I want to relive Thursday night all over again.  And you know what?  I think I will.  All I need to do is have Kings of Leon come back to town, and Al will take care of the rest.   I have a feeling this is not the last appearance Al will make on JSF, as when we arrived at Nolita House, he gave us all his card:

Now #1 on my speed dial

Now #1 on my speed dial

I don’t know what exactly a Pim Pin is, but I like it.

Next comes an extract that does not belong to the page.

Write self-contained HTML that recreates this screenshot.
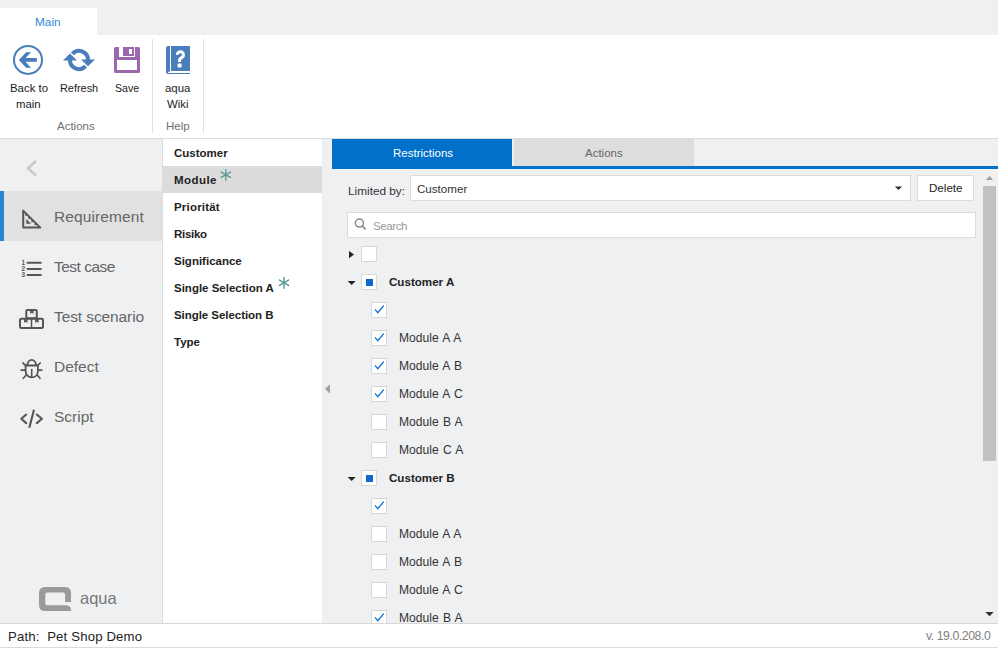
<!DOCTYPE html>
<html><head><meta charset="utf-8">
<style>
*{margin:0;padding:0;box-sizing:border-box}
html,body{width:998px;height:648px;overflow:hidden;background:#fff;font-family:"Liberation Sans",sans-serif;color:#222}
.a{position:absolute}
.t{position:absolute;line-height:1;white-space:nowrap}
svg.full{position:absolute;left:0;top:0;width:998px;height:648px;overflow:visible}
</style></head><body>
<div class="a" style="left:0px;top:0px;width:998px;height:35px;background:#eff0f2;"></div>
<div class="a" style="left:0px;top:8px;width:97px;height:27px;background:#fff;"></div>
<div class="t" style="left:35px;top:17px;font-size:11.8px;color:#2f86d6;">Main</div>
<div class="a" style="left:0px;top:35px;width:998px;height:103px;background:#fff;"></div>
<div class="a" style="left:0px;top:138px;width:998px;height:1px;background:#dcdcdc;"></div>
<div class="a" style="left:152px;top:39px;width:1px;height:94px;background:#e0e0e0;"></div>
<div class="a" style="left:203px;top:39px;width:1px;height:94px;background:#e0e0e0;"></div>
<div class="t" style="left:10px;top:83px;font-size:11.4px;color:#222;">Back to</div>
<div class="t" style="left:16px;top:99px;font-size:11.4px;color:#222;">main</div>
<div class="t" style="left:60px;top:83px;font-size:10.9px;color:#222;">Refresh</div>
<div class="t" style="left:115px;top:83px;font-size:10.6px;color:#222;">Save</div>
<div class="t" style="left:165px;top:83px;font-size:11.4px;color:#222;">aqua</div>
<div class="t" style="left:167px;top:99px;font-size:11.4px;color:#222;">Wiki</div>
<div class="t" style="left:57px;top:121px;font-size:11.5px;color:#707070;">Actions</div>
<div class="t" style="left:166px;top:121px;font-size:11.5px;color:#707070;">Help</div>
<div class="a" style="left:0px;top:139px;width:162px;height:484px;background:#eff0f2;"></div>
<div class="a" style="left:162px;top:139px;width:1px;height:484px;background:#dcdcdc;"></div>
<div class="a" style="left:0px;top:191px;width:162px;height:50px;background:#e1e1e1;"></div>
<div class="a" style="left:0px;top:191px;width:4px;height:50px;background:#2a84d2;"></div>
<div class="t" style="left:54px;top:209px;font-size:15.5px;color:#666;letter-spacing:0.1px;">Requirement</div>
<div class="t" style="left:54px;top:259px;font-size:15.5px;color:#666;letter-spacing:-0.5px;">Test case</div>
<div class="t" style="left:54px;top:309px;font-size:15.5px;color:#666;letter-spacing:-0.1px;">Test scenario</div>
<div class="t" style="left:54px;top:359px;font-size:15.5px;color:#666;">Defect</div>
<div class="t" style="left:54px;top:409px;font-size:15.5px;color:#666;">Script</div>
<div class="t" style="left:80px;top:590px;font-size:16.5px;color:#777;">aqua</div>
<div class="a" style="left:163px;top:139px;width:159px;height:484px;background:#fff;"></div>
<div class="a" style="left:163px;top:166px;width:159px;height:27px;background:#dcdcdc;"></div>
<div class="t" style="left:174px;top:148px;font-size:11.5px;color:#222;font-weight:bold;">Customer</div>
<div class="t" style="left:174px;top:175px;font-size:11.5px;color:#222;font-weight:bold;letter-spacing:0.45px;">Module</div>
<div class="t" style="left:174px;top:202px;font-size:11.5px;color:#222;font-weight:bold;letter-spacing:0.2px;">Priorität</div>
<div class="t" style="left:174px;top:229px;font-size:11.5px;color:#222;font-weight:bold;letter-spacing:-0.3px;">Risiko</div>
<div class="t" style="left:174px;top:256px;font-size:11.5px;color:#222;font-weight:bold;">Significance</div>
<div class="t" style="left:174px;top:283px;font-size:11.5px;color:#222;font-weight:bold;">Single Selection A</div>
<div class="t" style="left:174px;top:310px;font-size:11.5px;color:#222;font-weight:bold;letter-spacing:-0.05px;">Single Selection B</div>
<div class="t" style="left:174px;top:337px;font-size:11.5px;color:#222;font-weight:bold;">Type</div>
<div class="a" style="left:322px;top:139px;width:676px;height:484px;background:#eff0f2;"></div>
<div class="a" style="left:981px;top:169px;width:17px;height:454px;background:#f0f0f0;"></div>
<div class="a" style="left:983px;top:186px;width:13px;height:275px;background:#c1c1c1;"></div>
<div class="a" style="left:332px;top:139px;width:180px;height:27px;background:#0070c8;"></div>
<div class="a" style="left:514px;top:139px;width:180px;height:27px;background:#dedede;"></div>
<div class="a" style="left:332px;top:166px;width:666px;height:3px;background:#0070c8;"></div>
<div class="t" style="left:393px;top:148px;font-size:11.5px;color:#fff;">Restrictions</div>
<div class="t" style="left:585px;top:148px;font-size:11.5px;color:#666;">Actions</div>
<div class="t" style="left:348px;top:186px;font-size:11.8px;color:#333;">Limited by:</div>
<div class="a" style="left:410px;top:175px;width:501px;height:26px;background:#fff;border:1px solid #dcdcdc"></div>
<div class="t" style="left:417px;top:183px;font-size:11.6px;color:#333;">Customer</div>
<div class="a" style="left:917px;top:175px;width:57px;height:26px;background:#fff;border:1px solid #dcdcdc"></div>
<div class="t" style="left:929px;top:182px;font-size:11.6px;color:#222;">Delete</div>
<div class="a" style="left:347px;top:212px;width:629px;height:26px;background:#fff;border:1px solid #dcdcdc"></div>
<div class="t" style="left:373px;top:220px;font-size:11.6px;color:#999;letter-spacing:-0.45px;">Search</div>
<div class="a" style="left:0;top:0;width:998px;height:623px;overflow:hidden">
<div class="a" style="left:361px;top:246px;width:16px;height:16px;background:#fff;border:1px solid #d9d9d9"></div>
<div class="a" style="left:361px;top:274px;width:16px;height:16px;background:#fff;border:1px solid #d9d9d9"></div>
<div class="a" style="left:366px;top:279px;width:7px;height:7px;background:#0a6acd;"></div>
<div class="t" style="left:389px;top:276px;font-size:11.6px;color:#222;font-weight:bold;">Customer A</div>
<div class="a" style="left:371px;top:302px;width:16px;height:16px;background:#fff;border:1px solid #d9d9d9"></div>
<div class="a" style="left:371px;top:330px;width:16px;height:16px;background:#fff;border:1px solid #d9d9d9"></div>
<div class="t" style="left:399px;top:332px;font-size:12.1px;color:#333;word-spacing:0.9px;">Module A A</div>
<div class="a" style="left:371px;top:358px;width:16px;height:16px;background:#fff;border:1px solid #d9d9d9"></div>
<div class="t" style="left:399px;top:360px;font-size:12.1px;color:#333;word-spacing:0.9px;">Module A B</div>
<div class="a" style="left:371px;top:386px;width:16px;height:16px;background:#fff;border:1px solid #d9d9d9"></div>
<div class="t" style="left:399px;top:388px;font-size:12.1px;color:#333;word-spacing:0.9px;">Module A C</div>
<div class="a" style="left:371px;top:414px;width:16px;height:16px;background:#fff;border:1px solid #d9d9d9"></div>
<div class="t" style="left:399px;top:416px;font-size:12.1px;color:#333;word-spacing:0.9px;">Module B A</div>
<div class="a" style="left:371px;top:442px;width:16px;height:16px;background:#fff;border:1px solid #d9d9d9"></div>
<div class="t" style="left:399px;top:444px;font-size:12.1px;color:#333;word-spacing:0.9px;">Module C A</div>
<div class="a" style="left:361px;top:470px;width:16px;height:16px;background:#fff;border:1px solid #d9d9d9"></div>
<div class="a" style="left:366px;top:475px;width:7px;height:7px;background:#0a6acd;"></div>
<div class="t" style="left:389px;top:472px;font-size:11.6px;color:#222;font-weight:bold;">Customer B</div>
<div class="a" style="left:371px;top:498px;width:16px;height:16px;background:#fff;border:1px solid #d9d9d9"></div>
<div class="a" style="left:371px;top:526px;width:16px;height:16px;background:#fff;border:1px solid #d9d9d9"></div>
<div class="t" style="left:399px;top:528px;font-size:12.1px;color:#333;word-spacing:0.9px;">Module A A</div>
<div class="a" style="left:371px;top:554px;width:16px;height:16px;background:#fff;border:1px solid #d9d9d9"></div>
<div class="t" style="left:399px;top:556px;font-size:12.1px;color:#333;word-spacing:0.9px;">Module A B</div>
<div class="a" style="left:371px;top:582px;width:16px;height:16px;background:#fff;border:1px solid #d9d9d9"></div>
<div class="t" style="left:399px;top:584px;font-size:12.1px;color:#333;word-spacing:0.9px;">Module A C</div>
<div class="a" style="left:371px;top:610px;width:16px;height:16px;background:#fff;border:1px solid #d9d9d9"></div>
<div class="t" style="left:399px;top:612px;font-size:12.1px;color:#333;word-spacing:0.9px;">Module B A</div>
</div>
<div class="a" style="left:0px;top:623px;width:998px;height:1px;background:#d8d8d8;"></div>
<div class="a" style="left:0px;top:624px;width:998px;height:23px;background:#fff;"></div>
<div class="a" style="left:0px;top:647px;width:998px;height:1px;background:#dadada;"></div>
<div class="t" style="left:8px;top:630px;font-size:13.2px;color:#222;letter-spacing:0.15px;">Path:&nbsp; Pet Shop Demo</div>
<div class="t" style="left:926px;top:630px;font-size:12.3px;color:#808080;letter-spacing:-0.45px;">v. 19.0.208.0</div>
<svg class="full" viewBox="0 0 998 648">
<circle cx="28" cy="59.9" r="14" fill="none" stroke="#4a7ebb" stroke-width="2"/>
<path d="M18.9 59.9 L26.1 52.2 L31.1 52.2 L25.5 58.1 L36.9 58.1 L36.9 61.7 L25.5 61.7 L31.1 67.7 L26.1 67.7 Z" fill="#4a7ebb"/>
<path d="M72.42 53.86 A9 9 0 0 1 88.00 60.50" fill="none" stroke="#4a7ebb" stroke-width="4"/>
<path d="M70.00 59.50 A9 9 0 0 0 85.58 66.14" fill="none" stroke="#4a7ebb" stroke-width="4"/>
<path d="M63 60.5 L77 60.5 L70 53.6 Z" fill="#4a7ebb"/>
<path d="M81 59.4 L95 59.4 L88 66.3 Z" fill="#4a7ebb"/>
<path fill-rule="evenodd" fill="#9b68ad" d="M115.5 47 H138.5 Q140 47 140 48.5 V71.5 Q140 73 138.5 73 H115.5 Q114 73 114 71.5 V48.5 Q114 47 115.5 47 Z M119 47 V57 H135 V47 Z M117 60 V70 H137 V60 Z"/>
<path fill-rule="evenodd" fill="#9b68ad" d="M123 47 H134 V56 H123 Z M129 49 V54 H132 V49 Z"/>
<path fill="#4a7ebb" d="M168 46 H170 V71.2 Q168 71.4 168 73 H190 V74 H168 Q166 74 166 72 V48 Q166 46 168 46 Z"/>
<rect x="171" y="46" width="19" height="25" fill="#4a7ebb"/>
<path d="M177.25 54.9 A3.1 3.1 0 1 1 182.3 57.2 Q179.6 58.6 179.6 60.3 L179.6 61.9" fill="none" stroke="#fff" stroke-width="3"/>
<circle cx="179.6" cy="65.55" r="2.25" fill="#fff"/>
<path d="M36 161 L28 168.3 L36 175.6" fill="none" stroke="#c8c8c8" stroke-width="2.6"/>
<path d="M23.2 210.6 L23.2 227.6 L40.3 227.6 Z" fill="none" stroke="#555" stroke-width="2" stroke-linejoin="round"/>
<path d="M26.4 219 L26.4 223.8 L31 223.8 Z" fill="#555"/>
<rect x="25" y="213.6" width="2" height="2" fill="#555"/>
<rect x="28.4" y="216.9" width="2" height="2" fill="#555"/>
<rect x="31.299999999999997" y="220.1" width="2" height="2" fill="#555"/>
<rect x="34.6" y="223.1" width="2" height="2" fill="#555"/>
<line x1="27.5" y1="262.7" x2="40.8" y2="262.7" stroke="#555" stroke-width="2" stroke-linecap="round"/>
<line x1="27.5" y1="268.9" x2="40.8" y2="268.9" stroke="#555" stroke-width="2" stroke-linecap="round"/>
<line x1="27.5" y1="275.1" x2="40.8" y2="275.1" stroke="#555" stroke-width="2" stroke-linecap="round"/>
<text x="23.2" y="265.2" font-size="6.4" font-weight="bold" text-anchor="middle" fill="#555" font-family="Liberation Sans">1</text>
<text x="23.2" y="271.3" font-size="6.4" font-weight="bold" text-anchor="middle" fill="#555" font-family="Liberation Sans">2</text>
<text x="23.2" y="277.4" font-size="6.4" font-weight="bold" text-anchor="middle" fill="#555" font-family="Liberation Sans">3</text>
<rect x="26.3" y="309.9" width="10.5" height="8.3" rx="1.2" fill="none" stroke="#555" stroke-width="2"/>
<rect x="20" y="318.7" width="23" height="9.2" rx="1.2" fill="none" stroke="#555" stroke-width="2"/>
<line x1="31.5" y1="318.7" x2="31.5" y2="328" stroke="#555" stroke-width="1.5"/>
<path d="M30.1 309.5 H33.5 V314.1 L31.8 312.7 L30.1 314.1 Z" fill="#555"/>
<path d="M24.1 318.5 H27.5 V323.1 L25.8 321.7 L24.1 323.1 Z" fill="#555"/>
<path d="M35.2 318.5 H38.6 V323.1 L36.900000000000006 321.7 L35.2 323.1 Z" fill="#555"/>
<path d="M27.3 365.5 A4.4 5.6 0 0 1 36.1 365.5" fill="none" stroke="#555" stroke-width="1.8"/>
<path d="M25.6 365.5 H37.9 V371 C37.9 375 35 377.4 31.7 377.4 C28.4 377.4 25.6 375 25.6 371 Z" fill="none" stroke="#555" stroke-width="1.8" stroke-linejoin="round"/>
<line x1="31.7" y1="368.9" x2="31.7" y2="377" stroke="#555" stroke-width="1.6"/>
<line x1="22.9" y1="363" x2="25.8" y2="365.6" stroke="#555" stroke-width="1.7" stroke-linecap="round"/>
<line x1="40.2" y1="363" x2="37.6" y2="365.6" stroke="#555" stroke-width="1.7" stroke-linecap="round"/>
<line x1="21.1" y1="370.1" x2="25" y2="370.1" stroke="#555" stroke-width="1.7" stroke-linecap="round"/>
<line x1="38.5" y1="370.1" x2="41.8" y2="370.1" stroke="#555" stroke-width="1.7" stroke-linecap="round"/>
<line x1="26" y1="375.3" x2="23.3" y2="378.3" stroke="#555" stroke-width="1.7" stroke-linecap="round"/>
<line x1="37.4" y1="375.3" x2="40" y2="378.3" stroke="#555" stroke-width="1.7" stroke-linecap="round"/>
<path d="M26.2 414.5 L21.3 418.8 L26.2 423.1" fill="none" stroke="#555" stroke-width="2.1" stroke-linecap="round" stroke-linejoin="round"/>
<path d="M36.8 414.5 L41.9 418.8 L36.8 423.1" fill="none" stroke="#555" stroke-width="2.1" stroke-linecap="round" stroke-linejoin="round"/>
<line x1="34" y1="409.8" x2="29.3" y2="427.7" stroke="#555" stroke-width="2.1" stroke-linecap="butt"/>
<path fill="#9a9a9a" fill-rule="evenodd" d="M45 587 H65 Q71 587 71 593 V602 H65.1 V594.6 Q65.1 592.6 63.1 592.6 H47.3 Q45.3 592.6 45.3 594.6 V603.2 Q45.3 605.2 47.3 605.2 H65 Q71 605.2 71 610 V611 H45 Q39 611 39 605 V593 Q39 587 45 587 Z"/>
<line x1="225.8" y1="168.9" x2="225.8" y2="180.70000000000002" stroke="#6aa4a4" stroke-width="1.6"/>
<line x1="221.21" y1="172.15" x2="230.39" y2="177.45" stroke="#5e9a9a" stroke-width="1.5" stroke-linecap="round"/>
<line x1="221.21" y1="177.45" x2="230.39" y2="172.15" stroke="#5e9a9a" stroke-width="1.5" stroke-linecap="round"/>
<line x1="284" y1="276.90000000000003" x2="284" y2="288.7" stroke="#6aa4a4" stroke-width="1.6"/>
<line x1="279.41" y1="280.15" x2="288.59" y2="285.45" stroke="#5e9a9a" stroke-width="1.5" stroke-linecap="round"/>
<line x1="279.41" y1="285.45" x2="288.59" y2="280.15" stroke="#5e9a9a" stroke-width="1.5" stroke-linecap="round"/>
<path d="M325 389 L330 384.2 L330 393.8 Z" fill="#a0a0a0"/>
<path d="M894.8 186.5 L902.2 186.5 L898.5 190 Z" fill="#333"/>
<circle cx="359.4" cy="223.1" r="4" fill="none" stroke="#8a8a8a" stroke-width="1.5"/>
<line x1="362.3" y1="226" x2="365.5" y2="229.4" stroke="#8a8a8a" stroke-width="1.7"/>
<path d="M985.8 180 L993.2 180 L989.5 176 Z" fill="#a0a0a0"/>
<path d="M985.3 612 L993.7 612 L989.5 616.2 Z" fill="#333"/>
<g clip-path="url(#clipTree)">
<clipPath id="clipTree"><rect x="0" y="0" width="998" height="623"/></clipPath>
<path d="M349 251 L354 254.6 L349 258.3 Z" fill="#222"/>
<path d="M347.6 281 L355.7 281 L351.65 285 Z" fill="#222"/>
<path d="M375 309.4 L377.8 312.6 L383.8 305.6" fill="none" stroke="#1470d0" stroke-width="1.4"/>
<path d="M375 337.4 L377.8 340.6 L383.8 333.6" fill="none" stroke="#1470d0" stroke-width="1.4"/>
<path d="M375 365.4 L377.8 368.6 L383.8 361.6" fill="none" stroke="#1470d0" stroke-width="1.4"/>
<path d="M375 393.4 L377.8 396.6 L383.8 389.6" fill="none" stroke="#1470d0" stroke-width="1.4"/>
<path d="M347.6 477 L355.7 477 L351.65 481 Z" fill="#222"/>
<path d="M375 505.4 L377.8 508.6 L383.8 501.6" fill="none" stroke="#1470d0" stroke-width="1.4"/>
<path d="M375 617.4 L377.8 620.6 L383.8 613.6" fill="none" stroke="#1470d0" stroke-width="1.4"/>
</g>
</svg>
</body></html>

I love your music, so I will kick you in the nuts

In Jesse, the Rippers, and their contemporaries on January 7, 2009 at 2:21 pm

Say what you want about pandora.com, but it’s ad-free radio, so it’s pretty rad in my book.  Sure there may be better sites out there, but I challenge someone to find something I like better than typing in the artist “Islands” and seeing what the geniuses at the Music Genome Project have come up with.  Alright, I am coming off a four-month long at work addiction to the “Arcade Fire” station, but whatever.  It’s hit after hit; currently I have been riding on a roller coaster of sound through tracks by The Shins (you can hate on them, but I’m with Zach Braff in Garden State… to a degree), The Pixies, Cake, The Flaming Lips, Wolf Parade, Death Cab For Cutie and Islands’ song, “Rough Gem.”  Listen to it.  Or better yet, check out the video of it below (if for no other reason than to see kids dressed up as dogs acting like newscasters).  But after you watch, finish reading, I’ve got some good stuff planned:

http://www.youtube.com/watch?v=RpQwZ_gdE1w

The Flaming Lips just came back on and it’s one of the best songs ever- “Fight Test,” so I’m for the repetition in this case.  It reminds me of this summer when I went hiking on the Appalachian Trail with two friends, Mosh and F-Bomb.  To pass the time while we walked. and walked. and walked, we talked about a lot of things.  Life, sports, food, music, movies, women, how much our feet hurt, how much faster Mosh was at walking than us, which Ninja Turtle we would most want to be, and other important things of that nature.  At one point F-Bomb regaled me with a tale of how one of his friends at a music festival was walking around late and night screaming “I’m going to kick Wayne Coyne in the nuts!” (for those of you not in the know, Coyne is the lead singer of The Flaming Lips.  If that doesn’t mean much to you, you may remember a song about the girl that Coyne knows who will make you breakfast, who’ll make you toast, but she won’t use butter, and she won’t use cheese.  She won’t use jelly or any of these, but she sure will use that delicious Vaseline.)  After apparently yelling it for an extended period of time while walking back to his tent, a shadowy, grizzled figure emerged from a tent and asked, “So, I hear you want to kick me in the nuts?”  Of course, F-Bomb’s friend loved Wayne Coyne (in 2009, in lieu of cards, I am going to send loved ones a kick in their nuts), and they exchanged pleasantries, saving Wayne Coyne’s gonads and ensuring his voice’s octave level would remain killer for future generations of music lovers.